When you want to sell volatility, the right tool is a defined-risk spread. A vertical spread sells one option and buys another option farther out of the money, capping maximum loss at the difference between the strikes minus the premium received. If IV is inflated and you sell a call to sell volatility while buying a higher-strike call, your loss stops within that strike difference even if price moves sharply higher. The premium collected is lower than with a naked short, but the structure removes the risk of one sharp move blowing up the account.
That is why maximum loss should always be calculated before entry. For a long option, it is the premium paid. For a spread, it is the strike difference minus the premium received. Position size should be set so that maximum loss does not exceed a predefined percentage of the account. Sizing by maximum possible loss is the first condition for surviving in options.
Checklist for reading IV and skew
Before entering an option trade, this checklist helps you read volatility alongside direction. Crypto option IV and skew are most commonly checked on Deribit, and the figures below are example reference points that vary by asset and timing.
- [ ] IV level: Check whether the IV of the expiration you plan to trade is far above the same asset’s recent 30-day realized volatility. If IV is well above realized volatility, you are buying expensive volatility, so defer the long option trade.
- [ ] Event location: Check the calendar to see whether the expiration includes a scheduled event such as an ETF decision, halving, or major macro release. Buying just before an event exposes you to IV crush.

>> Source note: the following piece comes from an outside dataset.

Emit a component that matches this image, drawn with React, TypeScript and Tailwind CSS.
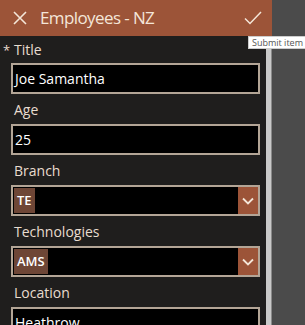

- [ ] Term structure shape: If near-term IV is higher than longer-term IV, creating backwardation, the market has priced in concern about a sharp near-term move. Treat the volatility cost of short-dated options as high.
- [ ] Skew direction and slope: If put skew is steeper than usual, downside hedging demand is crowded. If call skew is steep, upside speculative demand is crowded. Check whether the options you want to buy are already expensive.
Three ways traders misuse options
The first trap is trading direction while ignoring volatility. If you buy calls because you think BTC will rise, but IV is already inflated into the 90% range, you can lose money even if the direction is right as IV normalizes. If you do not check IV against realized volatility before entry, you may be paying an expensive insurance premium without realizing it.
The second trap is buying options into inflated IV before an event. Just before scheduled events such as ETF decisions or earnings announcements, IV is at its most expensive, and IV crush tends to follow once the event passes. Even if the direction is right, the option’s value can fall if the drop in inflated IV is larger than the price move. The more anticipated the scheduled event is, the faster IV can fall because the outcome often has little new information value left.
The third trap is misreading skew as a directional signal. If you see steep put skew and short the market because you think it means a decline is imminent, you are turning price information about expensive downside protection into a directional forecast. Skew only shows which tail risk the market is pricing more expensively. It does not guarantee price will move that way. IV and skew are price tags for volatility and tail risk. The moment you read those price tags as directional predictions, you lose most of the information options are giving you.